2. Como o bilinguismo afeta o funcionamento cognitivo?
Estudos mostram que o bilinguismo pode promover maior flexibilidade cognitiva, melhorar a capacidade de resolução de problemas e atrasar o início de certas demências. A prática de alternar entre línguas fortalece áreas cerebrais relacionadas ao controle executivo e à atenção.
3. A linguagem influencia a memória?
Sim. A maneira como articulamos nossas experiências por meio da linguagem influencia na forma como as lembranças são codificadas, armazenadas e recuperadas. Narrativas bem estruturadas facilitam a preservação e o acesso às memórias.
4. A linguagem pode limitar nossa criatividade?

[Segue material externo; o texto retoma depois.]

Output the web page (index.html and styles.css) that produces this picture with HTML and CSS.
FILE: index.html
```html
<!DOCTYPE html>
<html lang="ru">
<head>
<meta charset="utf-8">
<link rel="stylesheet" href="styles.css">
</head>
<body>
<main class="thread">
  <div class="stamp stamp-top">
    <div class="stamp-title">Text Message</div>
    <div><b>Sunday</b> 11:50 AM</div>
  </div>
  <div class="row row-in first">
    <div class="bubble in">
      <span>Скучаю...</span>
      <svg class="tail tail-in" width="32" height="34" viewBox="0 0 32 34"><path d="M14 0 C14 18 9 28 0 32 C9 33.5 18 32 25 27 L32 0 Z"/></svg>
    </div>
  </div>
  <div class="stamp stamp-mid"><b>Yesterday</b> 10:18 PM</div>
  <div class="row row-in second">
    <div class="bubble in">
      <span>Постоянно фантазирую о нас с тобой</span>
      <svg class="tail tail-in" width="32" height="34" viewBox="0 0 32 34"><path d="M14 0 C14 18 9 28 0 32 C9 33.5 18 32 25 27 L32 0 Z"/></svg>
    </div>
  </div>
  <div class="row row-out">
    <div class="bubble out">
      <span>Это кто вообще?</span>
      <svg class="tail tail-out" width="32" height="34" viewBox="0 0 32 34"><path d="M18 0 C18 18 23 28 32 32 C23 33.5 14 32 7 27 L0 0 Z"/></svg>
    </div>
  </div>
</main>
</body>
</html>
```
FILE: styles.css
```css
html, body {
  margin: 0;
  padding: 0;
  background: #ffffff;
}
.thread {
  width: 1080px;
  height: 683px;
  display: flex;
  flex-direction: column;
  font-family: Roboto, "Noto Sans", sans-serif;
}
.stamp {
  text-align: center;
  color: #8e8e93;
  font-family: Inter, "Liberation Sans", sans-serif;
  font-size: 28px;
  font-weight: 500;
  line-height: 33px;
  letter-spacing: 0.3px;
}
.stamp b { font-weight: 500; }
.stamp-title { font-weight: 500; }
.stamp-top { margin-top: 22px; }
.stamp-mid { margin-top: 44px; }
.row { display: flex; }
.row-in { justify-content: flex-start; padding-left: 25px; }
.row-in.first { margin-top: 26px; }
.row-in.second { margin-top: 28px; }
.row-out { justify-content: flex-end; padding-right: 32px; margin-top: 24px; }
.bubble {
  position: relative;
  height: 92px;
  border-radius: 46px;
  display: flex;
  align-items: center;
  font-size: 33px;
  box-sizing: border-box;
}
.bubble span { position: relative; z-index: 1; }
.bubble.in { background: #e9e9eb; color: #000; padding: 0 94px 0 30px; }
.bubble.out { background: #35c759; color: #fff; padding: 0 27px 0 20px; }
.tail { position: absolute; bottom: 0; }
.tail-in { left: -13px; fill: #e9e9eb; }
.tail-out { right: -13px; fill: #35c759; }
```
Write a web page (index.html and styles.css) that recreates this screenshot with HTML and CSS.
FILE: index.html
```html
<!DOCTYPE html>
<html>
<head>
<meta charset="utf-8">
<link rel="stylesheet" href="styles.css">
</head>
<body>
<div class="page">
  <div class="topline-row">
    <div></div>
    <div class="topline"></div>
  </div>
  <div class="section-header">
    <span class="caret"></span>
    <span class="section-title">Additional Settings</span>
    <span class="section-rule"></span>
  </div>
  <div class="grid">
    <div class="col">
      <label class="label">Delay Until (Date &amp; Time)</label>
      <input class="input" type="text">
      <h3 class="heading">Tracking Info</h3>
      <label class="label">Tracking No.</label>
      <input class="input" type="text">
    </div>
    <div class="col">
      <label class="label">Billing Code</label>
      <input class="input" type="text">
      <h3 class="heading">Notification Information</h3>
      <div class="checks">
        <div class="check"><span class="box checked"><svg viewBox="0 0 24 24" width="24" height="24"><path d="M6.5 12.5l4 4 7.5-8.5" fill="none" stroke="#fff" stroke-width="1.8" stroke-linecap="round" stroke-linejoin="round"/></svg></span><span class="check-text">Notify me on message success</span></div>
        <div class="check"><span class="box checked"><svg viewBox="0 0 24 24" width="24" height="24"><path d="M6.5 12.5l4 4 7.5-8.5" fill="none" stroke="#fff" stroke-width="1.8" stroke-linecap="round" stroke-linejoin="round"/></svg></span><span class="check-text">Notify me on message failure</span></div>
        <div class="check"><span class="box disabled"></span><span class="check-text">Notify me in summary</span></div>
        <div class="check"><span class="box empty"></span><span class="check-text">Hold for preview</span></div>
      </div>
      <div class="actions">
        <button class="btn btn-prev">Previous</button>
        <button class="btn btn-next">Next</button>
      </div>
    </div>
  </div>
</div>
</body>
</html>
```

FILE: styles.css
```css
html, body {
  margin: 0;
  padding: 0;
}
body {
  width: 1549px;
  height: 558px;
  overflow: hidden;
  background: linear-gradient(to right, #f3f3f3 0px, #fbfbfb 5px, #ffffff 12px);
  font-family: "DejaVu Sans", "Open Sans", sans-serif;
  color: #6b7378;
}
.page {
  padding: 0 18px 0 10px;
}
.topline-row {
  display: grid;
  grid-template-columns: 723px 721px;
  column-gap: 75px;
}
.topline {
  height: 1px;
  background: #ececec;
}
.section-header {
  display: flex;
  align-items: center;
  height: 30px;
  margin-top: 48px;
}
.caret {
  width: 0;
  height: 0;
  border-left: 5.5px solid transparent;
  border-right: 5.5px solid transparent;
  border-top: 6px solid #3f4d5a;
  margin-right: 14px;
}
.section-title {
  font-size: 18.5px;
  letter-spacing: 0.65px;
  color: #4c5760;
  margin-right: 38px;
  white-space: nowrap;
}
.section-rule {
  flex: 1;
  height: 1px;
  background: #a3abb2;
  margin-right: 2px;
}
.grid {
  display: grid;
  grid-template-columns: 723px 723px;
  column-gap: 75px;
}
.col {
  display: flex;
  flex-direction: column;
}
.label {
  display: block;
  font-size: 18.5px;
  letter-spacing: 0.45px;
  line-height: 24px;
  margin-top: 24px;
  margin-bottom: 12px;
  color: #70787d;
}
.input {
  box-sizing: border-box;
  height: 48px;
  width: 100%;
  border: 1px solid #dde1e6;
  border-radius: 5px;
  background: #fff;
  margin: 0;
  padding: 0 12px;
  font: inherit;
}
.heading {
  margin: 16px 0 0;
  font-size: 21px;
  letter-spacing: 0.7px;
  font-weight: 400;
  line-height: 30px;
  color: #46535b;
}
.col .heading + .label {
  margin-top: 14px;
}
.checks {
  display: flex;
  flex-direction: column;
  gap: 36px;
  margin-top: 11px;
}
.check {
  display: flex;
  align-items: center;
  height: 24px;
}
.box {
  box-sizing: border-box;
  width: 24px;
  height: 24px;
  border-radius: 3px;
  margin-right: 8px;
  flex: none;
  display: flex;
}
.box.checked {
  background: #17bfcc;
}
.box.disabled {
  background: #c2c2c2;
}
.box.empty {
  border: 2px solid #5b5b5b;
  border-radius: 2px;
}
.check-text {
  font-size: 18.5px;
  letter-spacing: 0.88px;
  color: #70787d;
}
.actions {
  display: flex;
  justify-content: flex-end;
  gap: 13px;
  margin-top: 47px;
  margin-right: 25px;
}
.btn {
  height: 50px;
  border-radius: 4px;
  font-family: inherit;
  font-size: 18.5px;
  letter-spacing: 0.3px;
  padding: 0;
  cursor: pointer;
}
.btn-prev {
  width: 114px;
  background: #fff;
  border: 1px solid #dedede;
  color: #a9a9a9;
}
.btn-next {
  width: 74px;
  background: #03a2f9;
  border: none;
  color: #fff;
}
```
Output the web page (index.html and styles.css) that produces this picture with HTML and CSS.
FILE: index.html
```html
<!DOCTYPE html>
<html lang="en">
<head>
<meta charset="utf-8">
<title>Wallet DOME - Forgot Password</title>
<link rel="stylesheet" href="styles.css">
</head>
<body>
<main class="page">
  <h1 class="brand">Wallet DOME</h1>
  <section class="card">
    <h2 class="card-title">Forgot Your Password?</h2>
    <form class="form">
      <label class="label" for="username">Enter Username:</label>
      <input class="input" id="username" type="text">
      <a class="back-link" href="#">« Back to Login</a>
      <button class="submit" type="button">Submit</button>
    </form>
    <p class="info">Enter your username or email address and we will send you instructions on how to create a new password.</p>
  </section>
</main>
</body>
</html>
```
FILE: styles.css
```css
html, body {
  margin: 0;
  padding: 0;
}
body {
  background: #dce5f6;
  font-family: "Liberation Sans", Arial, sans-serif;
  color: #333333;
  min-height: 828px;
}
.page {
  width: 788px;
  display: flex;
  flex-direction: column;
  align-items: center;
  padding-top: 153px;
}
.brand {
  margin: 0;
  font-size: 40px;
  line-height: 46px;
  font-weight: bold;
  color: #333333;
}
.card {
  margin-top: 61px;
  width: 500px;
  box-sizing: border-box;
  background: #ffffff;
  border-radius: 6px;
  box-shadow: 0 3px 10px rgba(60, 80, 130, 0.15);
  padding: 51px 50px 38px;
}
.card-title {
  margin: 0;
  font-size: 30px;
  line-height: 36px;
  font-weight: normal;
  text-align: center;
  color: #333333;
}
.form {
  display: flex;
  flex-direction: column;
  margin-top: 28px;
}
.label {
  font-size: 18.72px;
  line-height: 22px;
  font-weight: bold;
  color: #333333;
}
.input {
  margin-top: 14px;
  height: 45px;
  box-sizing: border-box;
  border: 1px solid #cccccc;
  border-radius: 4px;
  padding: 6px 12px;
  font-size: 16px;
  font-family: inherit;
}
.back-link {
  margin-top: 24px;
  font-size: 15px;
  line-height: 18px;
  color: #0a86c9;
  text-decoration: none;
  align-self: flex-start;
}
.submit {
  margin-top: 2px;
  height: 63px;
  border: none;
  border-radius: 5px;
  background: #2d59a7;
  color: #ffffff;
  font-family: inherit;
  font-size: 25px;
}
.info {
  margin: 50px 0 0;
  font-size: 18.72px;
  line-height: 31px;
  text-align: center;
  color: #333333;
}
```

Embora a linguagem seja uma ferramenta poderosa de expressão, ela também pode limitar a criatividade quando os vocabulários ou estruturas gramaticais dificultam a formulação de ideias inovadoras. Contudo, a expansão do vocabulário e o domínio de diferentes línguas podem ampliar essa capacidade.
5. Como a linguagem influencia as emoções?
A linguagem serve para nomear emoções, o que pode ajudar na compreensão e regulação delas. Contudo, a ausência de palavras específicas para certas emoções em uma língua pode dificultar o reconhecimento e a expressão dessas experiências subjetivas.
6. Quais são as implicações do estudo da relação entre linguagem e pensamento para a educação?
Compreender essa relação reforça a importância de uma comunicação clara e contextualizada na educação, além de valorizar o ensino de múltiplas línguas, que potencialmente amplia a capacidade cognitiva e a visão de mundo dos estudantes.
Referências
- Chomsky, N. (1957). Syntactic Structures. Mouton.
- Piaget, J. (1954). The Construction of Reality in the Child. Routledge & Kegan Paul.
- Vygotsky, L. S. (1934). Thought and Language. MIT Press.
- Sapir, E. & Whorf, B. L. (1956). Language, Thought, and Reality: Selected Writings of Benjamin Lee Whorf. MIT Press.
- Boroditsky, L. (2011). How Language Shapes Thought. Scientific American.
- Pinker, S. (1994). The Language Instinct. William Morrow and Company.
Este artigo é uma síntese de conhecimentos em filosofia, linguística e psicologia, e busca facilitar uma compreensão acessível e aprofundada sobre o tema "Linguagem e Pensamento".